Stimulus for dummies

Doesn’t it make sense to spend taxpayers’ money on something that lasts?

If all you’ve got is a hammer, every problem is a nail.

If all you’ve got is a hammer, every problem is a nail.

Andy Sims is an on-air personality for KWOD 106.5 FM.

There’s been plenty of talk about economic stimulus packages recently, as the U.S. economy careens toward recession and drags the rest of the world along.

So far, it appears that people making less than $75,000 a year will get $600 each, plus $300 per child. For example, a married couple with three kids and a combined income of $110,000 will get a check for $2,100 from the party of fiscal restraint.

It’s a nice chunk of dough, and theoretically, we’ll all run out and buy flat screens to save the economy. I’m not exactly sure how the purchase of Asian electronics will help U.S. workers get raises to save their foreclosed homes, but I freely admit that I am not an economist.

I am, however, a person with a long-term memory. In some cases, I can even remember things that happened six months ago. It’s an inherited trait known as “not being a drooling moron.”

Last August, the I-35W bridge over the Mississippi River in Minneapolis collapsed. We shook our heads and wondered how this could happen in America; we talked about how underfunded our infrastructure is and how this is the tip of the iceberg.
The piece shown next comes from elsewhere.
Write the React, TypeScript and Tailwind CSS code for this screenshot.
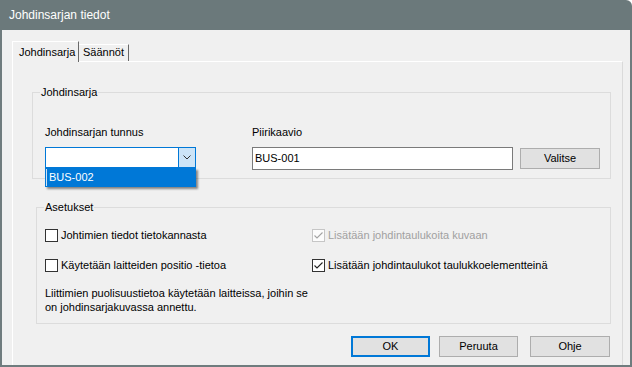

But then some other stuff happened (pennant races, steroids, Labor Day sales), and we forgot about it.

Since then, the subprime scams have helped the economy take a giant shit. People can’t afford their homes, jobs with good wages evaporate as unemployment rises and no one can think of anything that can be done except to mail checks to us like we’re a nation of apocryphal welfare queens.

Well, I thought of something.

Every state in this country, every damned one of them, has infrastructure problems. Roads, bridges, schools, parks, sewers, all of it in disrepair. No one has any money to fix this stuff. Bush’s answer, as it was after 9/11, is to ask us to go shopping. I think people would rather have jobs with good wages—like construction jobs, perhaps.

Why can’t the federal government (which is planning to mail out $150 billion for no guaranteed return) organize a 21st century Works Progress Administration? During the Great Depression, millions were out of work. The government put those Americans to work building and repairing everything from freeways and dams to parks and common areas.

Why can’t we do this again? Even someone like me who knows nothing about construction could learn enough to be useful. I can use a shovel, put hammer to nail, any number of things. We would be government employees, similar to the military, and we would be paid fair wages to repair America.

Yes, it would cost hundreds of billions—maybe even trillions—of dollars, but if America’s infrastructure is being improved, then commerce benefits. If out-of-work Americans are making good wages, then they’re paying taxes and spending freely. Isn’t this the type of win-win situation that everyone claims to want all of the time? We end up with a better country, both in a physical sense and in terms of our mental outlook. We will all be far more invested in the place we live.

I doubt I’m the only one who has thought to combine these two problems in order to reach a decent solution, but if not, why haven’t I heard or read about it? Is it possible that things are the way they are for a reason, that the people who make the important decisions simply want them this way?

Again, I’m no economist, but is the disappearance of the middle class really so advantageous to the wealthy that they might prefer the nation to struggle in large measure rather than prosper as a whole?

I want someone to explain to me why this can’t work. And if all you can come at me with is, “They’ll have to raise taxes,” then I’ll know I’m right. You get what you pay for.